So if I have a matrix and I put it into RREF and keep track of the row operations, I can then write it as a product of elementary matrices. An elementary matrix is achieved when you take an identity matrix and perform one row operation on it. So if we have a matrix like $\begin{bmatrix}1&0\\0&1\end{bmatrix}$, one elementary matrix could look like $\begin{bmatrix}1&0\\-1&1\end{bmatrix}$ for the row operation $r_2 - r_1$ or $\begin{bmatrix}1&0\\0&1/2\end{bmatrix}$ for the row operation $\dfrac{r_2}{2}$. So if you put a matrix into reduced row echelon form then the row operations that you did can form a bunch of elementary matrices which you can put together as a product of the original matrix. So if a have a $2\times{2}$ matrix, what is the most elementary matrices that can be used. What would that look like?
Answer
Let's assume that nonzero entries in our matrices are invertible.

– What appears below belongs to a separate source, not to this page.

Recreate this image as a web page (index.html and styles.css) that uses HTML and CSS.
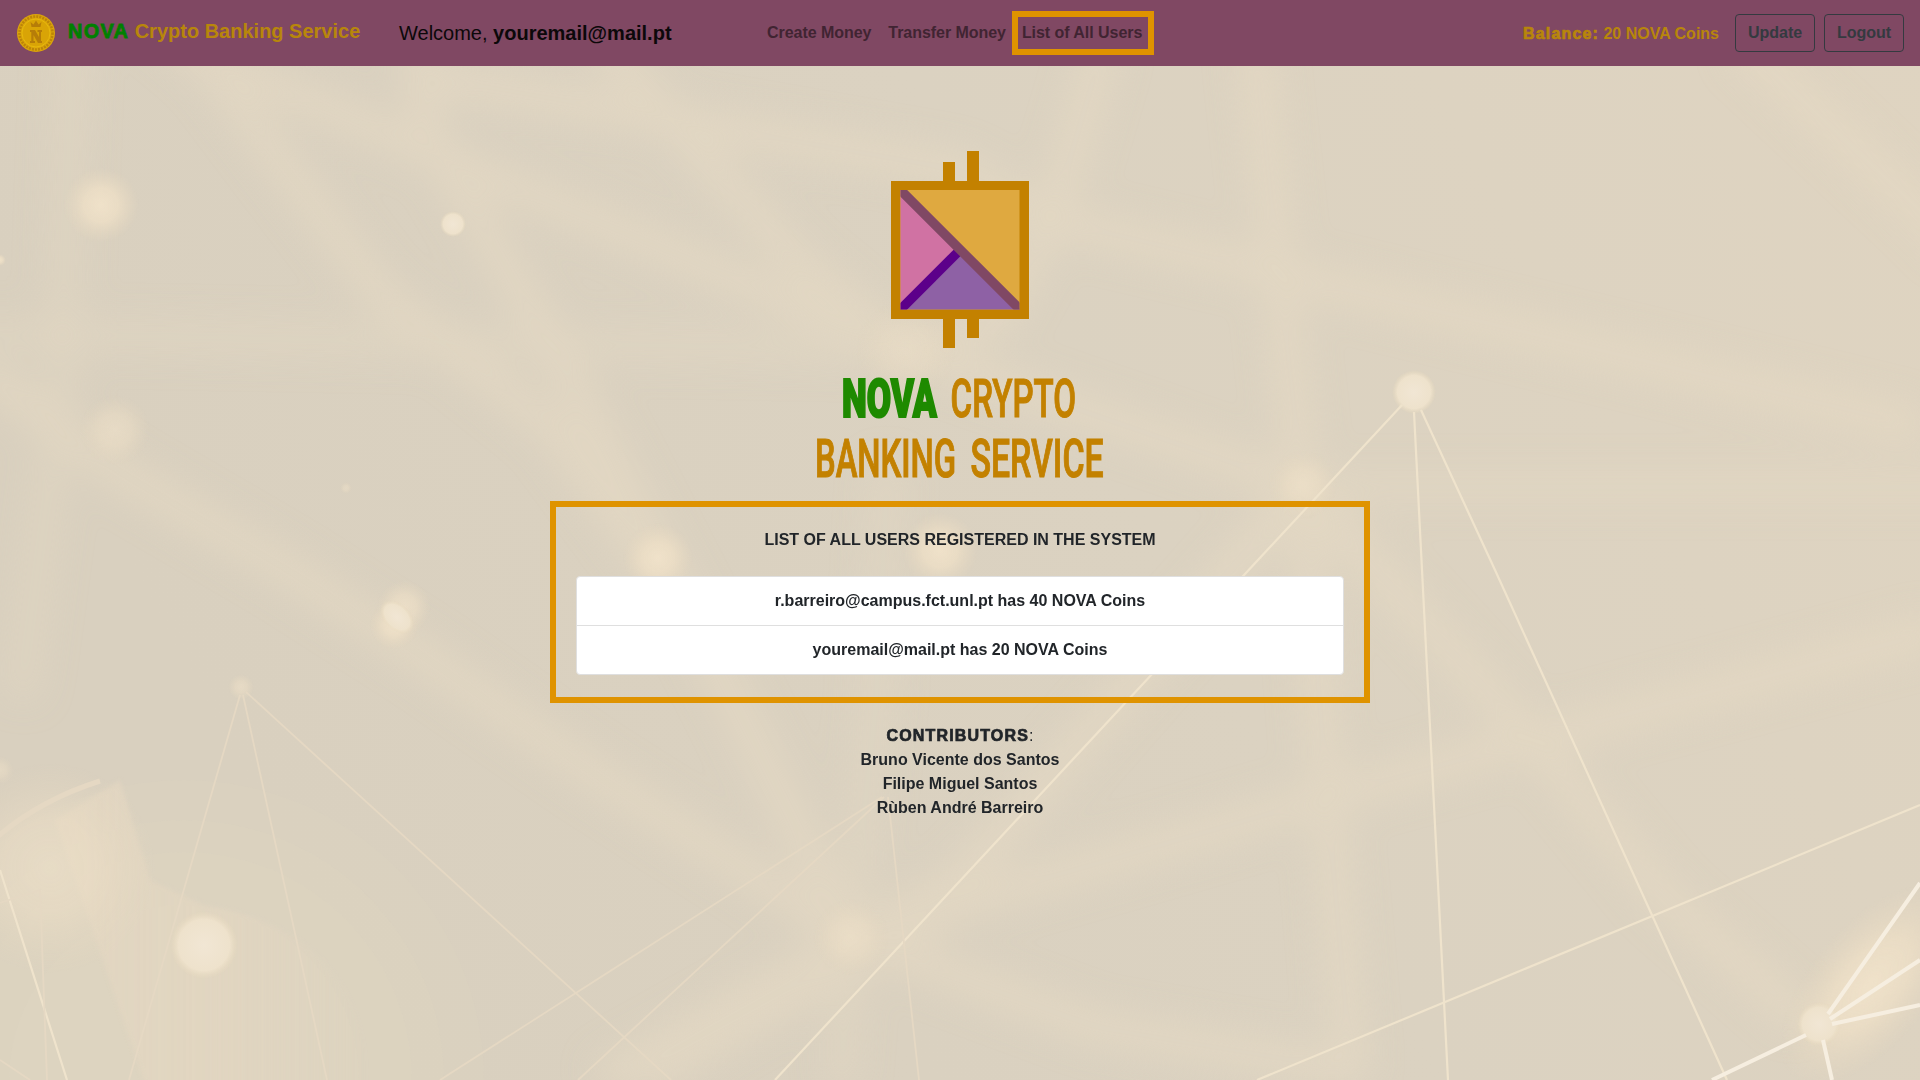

If $a \ne 0$, then a $2\times 2$ matrix with $a$ in the upper corner can be written as a product of 4 matrices that are elementary in the sense described:
$$ \left( \begin{array}{cc} 1 & 0 \\ \frac{c}{a} & 1 \end{array}\right) \left( \begin{array}{cc} a & 0 \\ 0 & 1 \end{array}\right) \left( \begin{array}{cc} 1 & 0 \\ 0 & d-\frac{bc}{a} \end{array}\right) \left( \begin{array}{cc} 1 & \frac{b}{a} \\ 0 & 1 \end{array}\right) = \left( \begin{array}{cc} a & b \\ c & d \end{array}\right) $$
Notice that when $a=1$, three elementary matrices suffice.
If $a=0$ but $c\ne 0$, then $$ \left( \begin{array}{cc} 1 & \frac{1}{c} \\ 0 & 1\end{array}\right) \left( \begin{array}{cc} 0 & b \\ c & d\end{array}\right)= \left( \begin{array}{cc} 1 & * \\ c & d\end{array}\right) $$ Since $\left( \begin{array}{cc} 1 & * \\ c & d\end{array}\right)$ can be written as a product of 3 elementary matrices, $\left( \begin{array}{cc} 0 & b \\ c & d\end{array}\right)$ can again be written as the product of 4. A similar argument holds when $a=0$ but $b \ne 0$.
I'll leave the case $a=b=c=0$ to the reader.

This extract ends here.